Trump linked the meeting to what he described as an “excellent,” two-and-a-half-hour phone conversation with Vladimir Putin. The president said he believes Putin wants peace, even as Russia launched another round of attacks on Ukraine while Zelenskyy traveled to the United States for talks, according to the report.

Standing with Zelenskyy after their meeting, Trump said, “Russia wants to see Ukraine succeed,” and he repeatedly praised Zelenskyy as “brave.” Trump and Zelenskyy both pointed to unresolved issues, including whether Russia can retain Ukrainian territory it controls and how future security guarantees for Ukraine should be structured so it is not invaded again.

After the sit-down, the leaders said they planned calls to a broad set of European leaders. Trump and Zelenskyy included European Commission President Ursula von der Leyen and the leaders of Finland, France, Germany, the United Kingdom and Poland among those they planned to contact.

The Ukrainian president said Trump agreed to host that group again, possibly at the White House, sometime in January. Trump said the meeting could take place in Washington, or “someplace,” while Zelenskyy thanked Trump for his work and said, “Ukraine is ready for peace.”

Trump also said he would follow the Florida meeting with another call to Putin. Earlier Sunday, Putin’s foreign affairs adviser Yuri Ushakov said the call between Trump and Putin was initiated by the U.S. side and described it as “friendly, benevolent and businesslike,” while adding that Trump and Putin agreed to speak again “promptly” after Trump’s meeting with Zelenskyy.

Ushakov said there would need to be a “bold, responsible, political decision” from Kyiv on issues including Donbas for a “complete cessation” of hostilities. The report described the future of the Donbas region as a central sticking point, with Trump saying the sides were inching closer to agreement on a “very tough issue,” and Zelenskyy responding that their positions on Donbas differ from Russia’s.

The meeting underscored what the report described as recent momentum in U.S.-brokered drafts of peace proposals. Zelenskyy told reporters Friday that a 20-point draft proposal negotiators have discussed was “about 90% ready,” and the report said the optimism echoed a figure U.S. officials had conveyed when Trump’s chief negotiators met with Zelenskyy in Berlin earlier this month.

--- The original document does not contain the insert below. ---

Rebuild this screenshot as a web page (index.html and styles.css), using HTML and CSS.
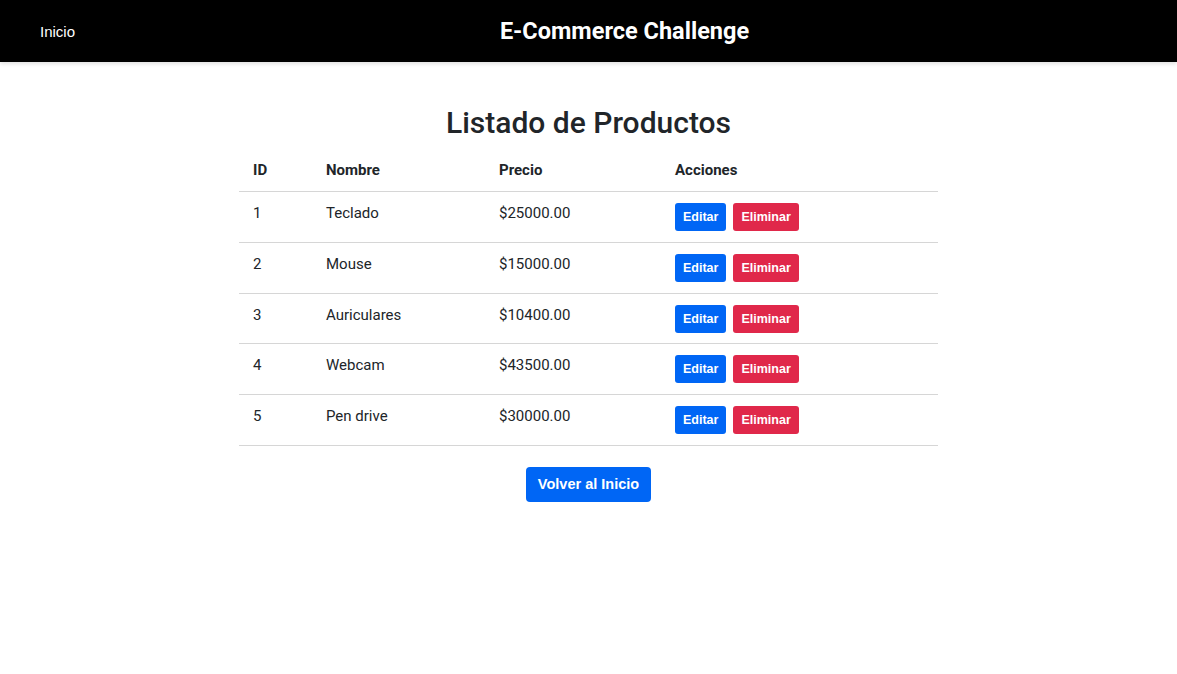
FILE: index.html
```html
<!DOCTYPE html>
<html lang="es">
<head>
<meta charset="utf-8">
<title>E-Commerce Challenge</title>
<link rel="stylesheet" href="styles.css">
</head>
<body>
<header class="topbar">
  <a class="topbar-link" href="#">Inicio</a>
  <h1 class="topbar-title">E-Commerce Challenge</h1>
</header>
<main class="content">
  <h2 class="page-title">Listado de Productos</h2>
  <table class="products">
    <thead>
      <tr><th class="c-id">ID</th><th class="c-name">Nombre</th><th class="c-price">Precio</th><th class="c-act">Acciones</th></tr>
    </thead>
    <tbody>
      <tr><td>1</td><td>Teclado</td><td>$25000.00</td><td><div class="actions"><button class="btn btn-blue">Editar</button><button class="btn btn-red">Eliminar</button></div></td></tr>
      <tr><td>2</td><td>Mouse</td><td>$15000.00</td><td><div class="actions"><button class="btn btn-blue">Editar</button><button class="btn btn-red">Eliminar</button></div></td></tr>
      <tr><td>3</td><td>Auriculares</td><td>$10400.00</td><td><div class="actions"><button class="btn btn-blue">Editar</button><button class="btn btn-red">Eliminar</button></div></td></tr>
      <tr><td>4</td><td>Webcam</td><td>$43500.00</td><td><div class="actions"><button class="btn btn-blue">Editar</button><button class="btn btn-red">Eliminar</button></div></td></tr>
      <tr><td>5</td><td>Pen drive</td><td>$30000.00</td><td><div class="actions"><button class="btn btn-blue">Editar</button><button class="btn btn-red">Eliminar</button></div></td></tr>
    </tbody>
  </table>
  <button class="btn btn-blue btn-lg">Volver al Inicio</button>
</main>
</body>
</html>
```

FILE: styles.css
```css
html, body {
  margin: 0;
  padding: 0;
  background: #fff;
}
body {
  font-family: "Roboto", "Open Sans", sans-serif;
  color: #212529;
}
.topbar {
  height: 62px;
  background: #000;
  display: flex;
  align-items: center;
  position: relative;
  box-shadow: 0 2px 4px rgba(0,0,0,0.12);
  padding: 0 40px;
}
.topbar-link {
  color: #fff;
  text-decoration: none;
  font-family: "Liberation Sans", Arial, sans-serif;
  font-size: 15px;
}
.topbar-title {
  position: absolute;
  left: 0;
  right: 0;
  margin: 0;
  text-align: center;
  padding-left: 72px;
  color: #fff;
  font-size: 23.5px;
  font-weight: 700;
  pointer-events: none;
}
.content {
  display: flex;
  flex-direction: column;
  align-items: center;
  padding-top: 40px;
}
.page-title {
  margin: 0 0 8px;
  font-size: 30px;
  font-weight: 500;
  line-height: 42px;
}
.products {
  width: 699px;
  border-collapse: collapse;
  font-size: 15px;
  margin-bottom: 21px;
}
.products th {
  text-align: left;
  font-weight: 700;
  padding: 9px 14px 12px;
  line-height: 18px;
  border-bottom: 1px solid #d6d6d6;
}
.products td {
  padding: 11px 14px 10.75px;
  line-height: 20px;
  vertical-align: top;
  border-bottom: 1px solid #d6d6d6;
}
.c-id { width: 45px; }
.c-name { width: 145px; }
.c-price { width: 148px; }
.actions {
  display: flex;
  gap: 7px;
}
.btn {
  border: none;
  border-radius: 3px;
  color: #fff;
  font-family: "Liberation Sans", Arial, sans-serif;
  font-weight: 700;
  font-size: 12.5px;
  height: 28px;
  padding: 0 8px;
  cursor: pointer;
}
.btn-blue { background: #0066f5; }
.btn-red { background: #e0284a; }
.btn-lg {
  height: 35px;
  font-size: 14.5px;
  padding: 0 12px;
  border-radius: 4px;
}
```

The report said the U.S. agreed to offer security guarantees to Ukraine similar to those offered to other NATO members. It added that the proposal came as Zelenskyy said he was prepared to drop Ukraine’s bid to join the security alliance if Ukraine received NATO-like protection designed to safeguard it against future Russian attacks.

Zelenskyy also had talks Christmas Day with U.S. special envoy Steve Witkoff and Jared Kushner, Trump’s son-in-law. Zelenskyy said they discussed “certain substantive details” and cautioned that “there is still work to be done on sensitive issues” and that the “weeks ahead may also be intensive.”

The report said Trump has sought to end the war for much of his first year back in office while publicly describing the challenge as complex. It also noted that Trump, as a candidate in 2024, had previously argued he could resolve the conflict quickly, and that he has since emphasized the difficulty of negotiations.

On Ukraine’s side, Zelenskyy has said he would be willing to withdraw troops from the country’s eastern industrial heartland if Russia also pulls back and the area becomes a demilitarized zone monitored by international forces, the report said. On Russia’s side, the report said Putin has publicly demanded recognition of Russian control over areas Russia has captured in four key regions and the Crimean Peninsula, which Russia annexed in 2014, and that Kyiv has rejected those demands.